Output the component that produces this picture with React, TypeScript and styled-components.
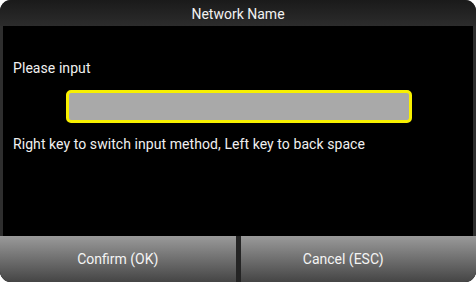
import React from "react";
import styled, { createGlobalStyle } from "styled-components";

const GlobalStyle = createGlobalStyle`
  html, body {
    margin: 0;
    padding: 0;
    background: #ffffff;
  }
  body {
    font-family: Roboto, "Liberation Sans", sans-serif;
  }
`;

const Dialog = styled.div`
  width: 476px;
  height: 282px;
  display: flex;
  flex-direction: column;
  border-radius: 11px;
  overflow: hidden;
  background: #2e2e2e;
`;

const TitleBar = styled.div`
  height: 26px;
  padding-top: 2px;
  box-sizing: border-box;
  display: flex;
  align-items: center;
  justify-content: center;
  background: linear-gradient(#1a1a1a, #2c2c2c);
  color: #f2f2f2;
  font-size: 14px;
`;

const Body = styled.div`
  flex: 1;
  margin: 0 3px;
  background: #000;
  display: flex;
  flex-direction: column;
  padding: 33px 0 0 10px;
  color: #f0f0f0;
  font-size: 14px;
  letter-spacing: 0.07px;
`;

const Label = styled.div`
  line-height: 18px;
`;

const InputBox = styled.div`
  margin: 13px 0 0 53px;
  width: 340px;
  height: 27px;
  border: 3px solid #f8f000;
  border-radius: 5px;
  background: #a9a9a9;
`;

const Hint = styled.div`
  margin-top: 12px;
  line-height: 18px;
`;

const ButtonRow = styled.div`
  height: 46px;
  display: flex;
  gap: 5px;
  background: #242424;
`;

const Button = styled.button`
  flex: 1;
  border: none;
  padding: 0;
  background: linear-gradient(#9a9a9a, #454545);
  color: #f4f4f4;
  font-family: inherit;
  font-size: 14px;
  cursor: pointer;
`;

const Caption = styled.span<{ $shift?: number }>`
  display: inline-block;
  margin-right: ${({ $shift }) => ($shift ? $shift * 2 : 0)}px;
`;

export default function App() {
  return (
    <>
      <GlobalStyle />
      <Dialog>
        <TitleBar>Network Name</TitleBar>
        <Body>
          <Label>Please input</Label>
          <InputBox />
          <Hint>Right key to switch input method, Left key to back space</Hint>
        </Body>
        <ButtonRow>
          <Button>
            <Caption>Confirm (OK)</Caption>
          </Button>
          <Button>
            <Caption $shift={15}>Cancel (ESC)</Caption>
          </Button>
        </ButtonRow>
      </Dialog>
    </>
  );
}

┄┄┄┄┄┄┄┄┄┄┄┄┄┄┄┄┄┄┄┄

Omit the pictures and reproduce the listing exactly.

[Task result]
Output the component that produces this picture with React, TypeScript and styled-components.
import React from "react";
import styled, { createGlobalStyle } from "styled-components";

const GlobalStyle = createGlobalStyle`
  html, body {
    margin: 0;
    padding: 0;
    background: #ffffff;
  }
  body {
    font-family: Roboto, "Liberation Sans", sans-serif;
  }
`;

const Dialog = styled.div`
  width: 476px;
  height: 282px;
  display: flex;
  flex-direction: column;
  border-radius: 11px;
  overflow: hidden;
  background: #2e2e2e;
`;

const TitleBar = styled.div`
  height: 26px;
  padding-top: 2px;
  box-sizing: border-box;
  display: flex;
  align-items: center;
  justify-content: center;
  background: linear-gradient(#1a1a1a, #2c2c2c);
  color: #f2f2f2;
  font-size: 14px;
`;

const Body = styled.div`
  flex: 1;
  margin: 0 3px;
  background: #000;
  display: flex;
  flex-direction: column;
  padding: 33px 0 0 10px;
  color: #f0f0f0;
  font-size: 14px;
  letter-spacing: 0.07px;
`;

const Label = styled.div`
  line-height: 18px;
`;

const InputBox = styled.div`
  margin: 13px 0 0 53px;
  width: 340px;
  height: 27px;
  border: 3px solid #f8f000;
  border-radius: 5px;
  background: #a9a9a9;
`;

const Hint = styled.div`
  margin-top: 12px;
  line-height: 18px;
`;

const ButtonRow = styled.div`
  height: 46px;
  display: flex;
  gap: 5px;
  background: #242424;
`;

const Button = styled.button`
  flex: 1;
  border: none;
  padding: 0;
  background: linear-gradient(#9a9a9a, #454545);
  color: #f4f4f4;
  font-family: inherit;
  font-size: 14px;
  cursor: pointer;
`;

const Caption = styled.span<{ $shift?: number }>`
  display: inline-block;
  margin-right: ${({ $shift }) => ($shift ? $shift * 2 : 0)}px;
`;

export default function App() {
  return (
    <>
      <GlobalStyle />
      <Dialog>
        <TitleBar>Network Name</TitleBar>
        <Body>
          <Label>Please input</Label>
          <InputBox />
          <Hint>Right key to switch input method, Left key to back space</Hint>
        </Body>
        <ButtonRow>
          <Button>
            <Caption>Confirm (OK)</Caption>
          </Button>
          <Button>
            <Caption $shift={15}>Cancel (ESC)</Caption>
          </Button>
        </ButtonRow>
      </Dialog>
    </>
  );
}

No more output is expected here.